128 F.2d 428 | 7th Cir. | 1942

SPARKS, Circuit Judge.

This appeal presents the problem of the right of the attorney for the debtor in an arrangement proceeding under Chapter XI of the Bankruptcy Act, 11 U.S.C.A. § 701 et seq., to priority of his claim for services in that proceeding, not filed or allowed until after the proceeding was superseded by a *429petition for adjudication in bankruptcy. The referee had confirmed the plan for the arrangement on April 14, 1939; the required deposits had been made; and jurisdiction had been reserved to hear and determine the application of the attorney for fees, and such other matters as might arise. Thereafter the bankruptcy proceeding was instituted by petition filed September 21, 1939, and thereafter on May 29, 1940, appellant filed his claim for fees for services rendered, $2000 for those prior to the confirmation of the arrangement, and $1000 for those between confirmation and July 10, 1939. He claimed priority of payment on the theory that it was an expense of administration of the arrangement proceeding. The trustee filed objections to the allowance of the claim asserting that it did not appear that the amount of compensation had been a matter of agreement between the bankrupt and appellant, and asked that the court examine the claim and, if it appeared excessive, reduce it.

Upon hearing on the objections of the trustee, the referee found that appellant’s petition had never been passed upon in the arrangement proceeding; that the $1,000 claimed for services after confirmation was not compensable as a cost of administration in that proceeding; and that the $2,000 was a reasonable fee for services rendered in that proceeding. He therefore allowed the $2,000 and disallowed the $1,000.

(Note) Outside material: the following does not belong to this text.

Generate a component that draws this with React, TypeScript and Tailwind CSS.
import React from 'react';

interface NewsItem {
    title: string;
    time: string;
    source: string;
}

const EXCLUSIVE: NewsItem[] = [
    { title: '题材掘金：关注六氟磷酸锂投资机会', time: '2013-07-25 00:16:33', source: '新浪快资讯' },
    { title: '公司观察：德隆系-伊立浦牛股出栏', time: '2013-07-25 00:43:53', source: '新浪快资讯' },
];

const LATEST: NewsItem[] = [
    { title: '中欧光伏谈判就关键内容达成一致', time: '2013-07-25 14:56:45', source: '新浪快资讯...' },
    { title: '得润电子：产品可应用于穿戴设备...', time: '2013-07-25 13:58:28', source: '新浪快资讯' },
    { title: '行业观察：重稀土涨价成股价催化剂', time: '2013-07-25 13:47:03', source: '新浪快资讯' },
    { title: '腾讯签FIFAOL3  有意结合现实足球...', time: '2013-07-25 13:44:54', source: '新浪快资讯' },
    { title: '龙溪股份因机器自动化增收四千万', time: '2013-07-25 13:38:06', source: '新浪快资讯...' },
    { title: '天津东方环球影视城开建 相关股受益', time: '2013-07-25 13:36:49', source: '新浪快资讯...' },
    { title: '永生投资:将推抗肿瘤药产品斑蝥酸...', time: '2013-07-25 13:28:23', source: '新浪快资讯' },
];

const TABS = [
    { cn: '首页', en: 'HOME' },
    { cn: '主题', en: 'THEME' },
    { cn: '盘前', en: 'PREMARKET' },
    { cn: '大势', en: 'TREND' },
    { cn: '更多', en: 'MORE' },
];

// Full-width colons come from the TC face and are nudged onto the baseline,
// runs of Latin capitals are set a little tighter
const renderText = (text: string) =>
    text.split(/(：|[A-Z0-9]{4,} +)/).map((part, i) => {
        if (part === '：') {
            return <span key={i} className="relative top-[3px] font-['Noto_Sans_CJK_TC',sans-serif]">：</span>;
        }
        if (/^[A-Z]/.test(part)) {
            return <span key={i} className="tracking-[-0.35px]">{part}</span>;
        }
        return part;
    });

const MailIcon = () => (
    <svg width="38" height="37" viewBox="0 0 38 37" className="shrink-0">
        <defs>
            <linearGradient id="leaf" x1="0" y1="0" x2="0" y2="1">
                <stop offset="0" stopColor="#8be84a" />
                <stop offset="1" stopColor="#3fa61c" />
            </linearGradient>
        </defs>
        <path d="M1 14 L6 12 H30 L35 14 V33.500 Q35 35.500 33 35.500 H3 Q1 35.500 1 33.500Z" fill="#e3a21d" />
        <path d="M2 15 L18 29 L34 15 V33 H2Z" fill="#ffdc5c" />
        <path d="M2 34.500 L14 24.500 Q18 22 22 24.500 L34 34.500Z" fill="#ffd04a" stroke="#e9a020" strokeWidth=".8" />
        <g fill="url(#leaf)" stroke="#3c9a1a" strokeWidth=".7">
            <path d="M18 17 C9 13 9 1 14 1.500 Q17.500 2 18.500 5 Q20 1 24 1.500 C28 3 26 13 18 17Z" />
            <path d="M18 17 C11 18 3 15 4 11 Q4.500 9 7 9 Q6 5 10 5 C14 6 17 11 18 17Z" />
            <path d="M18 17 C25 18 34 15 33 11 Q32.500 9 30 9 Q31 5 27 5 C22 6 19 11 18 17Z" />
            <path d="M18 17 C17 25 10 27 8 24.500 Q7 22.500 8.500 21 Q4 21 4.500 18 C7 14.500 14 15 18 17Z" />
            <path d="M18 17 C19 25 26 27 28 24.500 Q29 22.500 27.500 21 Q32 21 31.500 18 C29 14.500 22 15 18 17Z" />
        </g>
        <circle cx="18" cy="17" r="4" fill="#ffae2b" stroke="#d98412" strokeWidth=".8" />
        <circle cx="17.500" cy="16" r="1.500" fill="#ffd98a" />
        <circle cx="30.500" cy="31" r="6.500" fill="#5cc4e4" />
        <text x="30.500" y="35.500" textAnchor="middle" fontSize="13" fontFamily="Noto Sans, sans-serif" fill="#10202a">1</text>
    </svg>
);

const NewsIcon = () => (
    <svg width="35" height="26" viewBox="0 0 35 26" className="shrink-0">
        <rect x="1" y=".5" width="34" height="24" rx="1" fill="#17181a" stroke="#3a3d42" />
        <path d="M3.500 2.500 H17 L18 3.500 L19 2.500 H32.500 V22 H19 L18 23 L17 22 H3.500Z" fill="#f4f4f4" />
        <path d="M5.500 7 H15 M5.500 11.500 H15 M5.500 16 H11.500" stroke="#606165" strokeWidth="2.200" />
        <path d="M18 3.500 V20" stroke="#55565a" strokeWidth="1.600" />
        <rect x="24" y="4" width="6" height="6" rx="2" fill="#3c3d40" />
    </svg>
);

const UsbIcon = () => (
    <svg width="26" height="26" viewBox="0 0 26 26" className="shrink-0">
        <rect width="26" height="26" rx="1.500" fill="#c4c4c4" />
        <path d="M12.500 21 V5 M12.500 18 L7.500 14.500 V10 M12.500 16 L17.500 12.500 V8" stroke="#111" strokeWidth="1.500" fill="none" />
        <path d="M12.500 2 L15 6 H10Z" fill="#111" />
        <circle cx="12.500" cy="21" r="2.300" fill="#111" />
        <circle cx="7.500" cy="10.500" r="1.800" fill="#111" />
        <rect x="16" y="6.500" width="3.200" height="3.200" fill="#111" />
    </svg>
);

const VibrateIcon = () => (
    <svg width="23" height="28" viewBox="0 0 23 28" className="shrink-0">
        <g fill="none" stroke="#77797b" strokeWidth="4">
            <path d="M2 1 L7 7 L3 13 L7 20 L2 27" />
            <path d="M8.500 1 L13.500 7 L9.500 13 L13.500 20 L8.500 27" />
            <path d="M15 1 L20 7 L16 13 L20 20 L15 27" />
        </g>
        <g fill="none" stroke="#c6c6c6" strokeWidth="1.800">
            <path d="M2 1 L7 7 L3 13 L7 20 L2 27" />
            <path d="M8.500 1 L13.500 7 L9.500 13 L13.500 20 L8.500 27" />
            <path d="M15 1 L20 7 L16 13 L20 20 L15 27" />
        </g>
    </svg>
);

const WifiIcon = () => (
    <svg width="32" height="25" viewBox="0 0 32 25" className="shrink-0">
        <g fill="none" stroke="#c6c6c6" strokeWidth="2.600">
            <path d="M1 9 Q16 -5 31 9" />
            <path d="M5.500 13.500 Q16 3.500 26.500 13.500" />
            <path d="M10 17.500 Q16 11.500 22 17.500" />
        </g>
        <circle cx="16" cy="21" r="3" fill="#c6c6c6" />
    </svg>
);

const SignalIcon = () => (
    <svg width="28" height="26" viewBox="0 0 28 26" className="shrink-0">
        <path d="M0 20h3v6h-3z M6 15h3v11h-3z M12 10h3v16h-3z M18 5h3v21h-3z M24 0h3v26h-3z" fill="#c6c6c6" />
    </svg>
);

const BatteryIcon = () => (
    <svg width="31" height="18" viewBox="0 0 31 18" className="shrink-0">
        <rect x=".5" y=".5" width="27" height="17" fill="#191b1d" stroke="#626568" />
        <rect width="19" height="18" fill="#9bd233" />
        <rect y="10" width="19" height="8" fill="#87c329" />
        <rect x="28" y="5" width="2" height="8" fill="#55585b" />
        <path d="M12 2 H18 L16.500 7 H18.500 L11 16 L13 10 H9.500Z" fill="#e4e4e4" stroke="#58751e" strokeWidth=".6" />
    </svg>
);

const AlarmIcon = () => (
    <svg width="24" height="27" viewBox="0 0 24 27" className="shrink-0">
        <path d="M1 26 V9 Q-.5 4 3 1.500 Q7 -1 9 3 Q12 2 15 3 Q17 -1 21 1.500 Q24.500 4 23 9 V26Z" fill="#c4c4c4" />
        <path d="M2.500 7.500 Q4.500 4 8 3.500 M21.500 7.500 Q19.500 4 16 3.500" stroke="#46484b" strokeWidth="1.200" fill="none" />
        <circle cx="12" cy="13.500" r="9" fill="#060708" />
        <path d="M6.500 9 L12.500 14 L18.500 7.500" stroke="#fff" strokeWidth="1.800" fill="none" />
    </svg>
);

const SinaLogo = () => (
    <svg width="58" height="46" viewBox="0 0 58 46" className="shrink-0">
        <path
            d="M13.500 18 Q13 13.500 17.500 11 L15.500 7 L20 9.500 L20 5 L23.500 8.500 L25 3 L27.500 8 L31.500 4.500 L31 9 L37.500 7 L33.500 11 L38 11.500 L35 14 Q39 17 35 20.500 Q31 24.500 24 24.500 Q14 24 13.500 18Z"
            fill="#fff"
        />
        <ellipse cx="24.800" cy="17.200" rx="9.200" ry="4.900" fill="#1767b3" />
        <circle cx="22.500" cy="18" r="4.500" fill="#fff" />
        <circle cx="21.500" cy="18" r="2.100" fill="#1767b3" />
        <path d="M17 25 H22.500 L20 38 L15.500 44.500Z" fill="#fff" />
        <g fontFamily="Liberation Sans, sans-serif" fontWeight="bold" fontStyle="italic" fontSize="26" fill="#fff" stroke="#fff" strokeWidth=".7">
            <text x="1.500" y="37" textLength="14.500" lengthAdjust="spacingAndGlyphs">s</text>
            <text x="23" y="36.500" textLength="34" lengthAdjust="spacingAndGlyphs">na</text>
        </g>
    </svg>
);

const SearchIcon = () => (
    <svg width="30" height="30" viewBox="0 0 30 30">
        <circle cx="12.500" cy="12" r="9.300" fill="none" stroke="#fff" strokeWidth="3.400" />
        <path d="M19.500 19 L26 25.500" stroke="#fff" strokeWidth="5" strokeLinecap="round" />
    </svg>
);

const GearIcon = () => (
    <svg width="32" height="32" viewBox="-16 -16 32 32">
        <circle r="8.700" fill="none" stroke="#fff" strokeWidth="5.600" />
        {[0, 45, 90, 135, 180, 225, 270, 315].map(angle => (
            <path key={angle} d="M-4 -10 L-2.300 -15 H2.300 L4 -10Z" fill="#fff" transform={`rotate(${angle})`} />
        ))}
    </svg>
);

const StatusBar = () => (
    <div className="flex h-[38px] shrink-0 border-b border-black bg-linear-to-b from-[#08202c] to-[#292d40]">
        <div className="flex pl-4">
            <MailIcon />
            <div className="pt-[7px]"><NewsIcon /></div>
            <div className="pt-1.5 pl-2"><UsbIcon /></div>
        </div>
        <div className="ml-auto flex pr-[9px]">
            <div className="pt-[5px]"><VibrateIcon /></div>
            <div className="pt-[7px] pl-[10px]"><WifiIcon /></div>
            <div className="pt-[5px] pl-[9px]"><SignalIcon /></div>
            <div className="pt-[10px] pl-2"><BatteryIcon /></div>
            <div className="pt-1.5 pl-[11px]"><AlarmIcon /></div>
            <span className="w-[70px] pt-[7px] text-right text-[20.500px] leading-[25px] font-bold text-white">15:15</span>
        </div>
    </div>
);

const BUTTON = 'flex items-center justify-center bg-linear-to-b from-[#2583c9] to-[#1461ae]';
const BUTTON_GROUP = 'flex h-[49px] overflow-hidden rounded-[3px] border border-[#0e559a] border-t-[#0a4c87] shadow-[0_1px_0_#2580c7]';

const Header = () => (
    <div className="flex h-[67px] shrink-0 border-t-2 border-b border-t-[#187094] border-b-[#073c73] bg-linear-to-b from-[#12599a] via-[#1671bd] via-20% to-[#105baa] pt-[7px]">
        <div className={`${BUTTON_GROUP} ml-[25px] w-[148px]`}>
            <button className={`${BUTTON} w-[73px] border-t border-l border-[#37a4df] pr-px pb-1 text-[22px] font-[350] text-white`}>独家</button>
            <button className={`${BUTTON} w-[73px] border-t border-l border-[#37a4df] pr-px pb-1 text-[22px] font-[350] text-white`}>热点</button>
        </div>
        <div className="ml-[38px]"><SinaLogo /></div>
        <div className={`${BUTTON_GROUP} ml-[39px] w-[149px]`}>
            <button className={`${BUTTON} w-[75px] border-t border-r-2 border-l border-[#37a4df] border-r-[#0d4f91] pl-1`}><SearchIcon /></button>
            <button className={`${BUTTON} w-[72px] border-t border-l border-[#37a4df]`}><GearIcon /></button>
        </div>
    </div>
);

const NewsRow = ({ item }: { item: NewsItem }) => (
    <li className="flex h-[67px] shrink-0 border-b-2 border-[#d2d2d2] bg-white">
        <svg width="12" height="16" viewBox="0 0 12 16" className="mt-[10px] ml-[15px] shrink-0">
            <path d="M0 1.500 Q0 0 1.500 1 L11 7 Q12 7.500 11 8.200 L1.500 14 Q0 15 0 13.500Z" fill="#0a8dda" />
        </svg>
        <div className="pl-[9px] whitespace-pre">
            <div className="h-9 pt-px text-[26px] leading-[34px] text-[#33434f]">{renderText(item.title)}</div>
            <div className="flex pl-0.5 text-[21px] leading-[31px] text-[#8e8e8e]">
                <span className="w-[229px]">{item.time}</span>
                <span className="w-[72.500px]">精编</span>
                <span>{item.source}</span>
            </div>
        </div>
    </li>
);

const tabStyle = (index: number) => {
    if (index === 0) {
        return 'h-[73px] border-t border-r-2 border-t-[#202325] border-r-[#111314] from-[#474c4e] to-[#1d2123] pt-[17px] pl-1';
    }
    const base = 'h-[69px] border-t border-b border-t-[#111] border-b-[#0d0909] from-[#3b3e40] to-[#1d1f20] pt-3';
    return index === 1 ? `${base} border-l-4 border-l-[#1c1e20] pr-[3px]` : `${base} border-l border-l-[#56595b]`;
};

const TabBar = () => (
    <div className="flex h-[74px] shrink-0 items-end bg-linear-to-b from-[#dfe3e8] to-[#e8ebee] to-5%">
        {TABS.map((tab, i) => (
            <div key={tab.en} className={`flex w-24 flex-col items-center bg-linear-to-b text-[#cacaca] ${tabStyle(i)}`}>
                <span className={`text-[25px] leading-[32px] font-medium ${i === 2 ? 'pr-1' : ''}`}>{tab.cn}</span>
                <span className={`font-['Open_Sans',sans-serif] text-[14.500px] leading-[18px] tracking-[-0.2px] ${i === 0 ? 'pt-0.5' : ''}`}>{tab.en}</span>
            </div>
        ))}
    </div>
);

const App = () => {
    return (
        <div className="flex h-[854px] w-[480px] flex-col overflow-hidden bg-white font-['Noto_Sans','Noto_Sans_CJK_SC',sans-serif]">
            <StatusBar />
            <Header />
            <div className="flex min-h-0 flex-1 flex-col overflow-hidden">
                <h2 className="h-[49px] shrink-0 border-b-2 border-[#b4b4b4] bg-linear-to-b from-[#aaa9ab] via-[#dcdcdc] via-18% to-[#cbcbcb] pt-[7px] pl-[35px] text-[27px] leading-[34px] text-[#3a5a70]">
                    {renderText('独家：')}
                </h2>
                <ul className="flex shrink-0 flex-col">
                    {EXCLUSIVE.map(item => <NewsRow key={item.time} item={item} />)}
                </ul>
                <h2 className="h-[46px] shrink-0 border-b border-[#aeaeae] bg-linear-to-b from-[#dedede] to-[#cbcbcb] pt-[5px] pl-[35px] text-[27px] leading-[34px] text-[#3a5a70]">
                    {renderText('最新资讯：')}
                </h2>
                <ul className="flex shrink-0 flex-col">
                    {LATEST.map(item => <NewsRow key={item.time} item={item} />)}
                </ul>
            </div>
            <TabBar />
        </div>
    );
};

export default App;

In his classification of claims against the bankrupt, the referee placed in Class III all costs of administration of the Chapter XI proceeding, including appellant’s for legal services, on the authority of § 64, sub. a(l) of the Bankruptcy Act, 11 U.S.C.A. § 104, sub. a(l). Objections to this classification were filed by the attorney for the bankrupt who also objected to the reduction of his own claim from $850 to $300. The District Court issued a rule to show cause why appellant’s claim should be allowed priority and, on October 29, 1941, entered the order appealed from, removing the claim from Class III and placing it in Class VI, on a parity with other claims accruing during operation under the arrangement in which priority was claimed by virtue of the plan, and as such, inferior to wage and tax claims.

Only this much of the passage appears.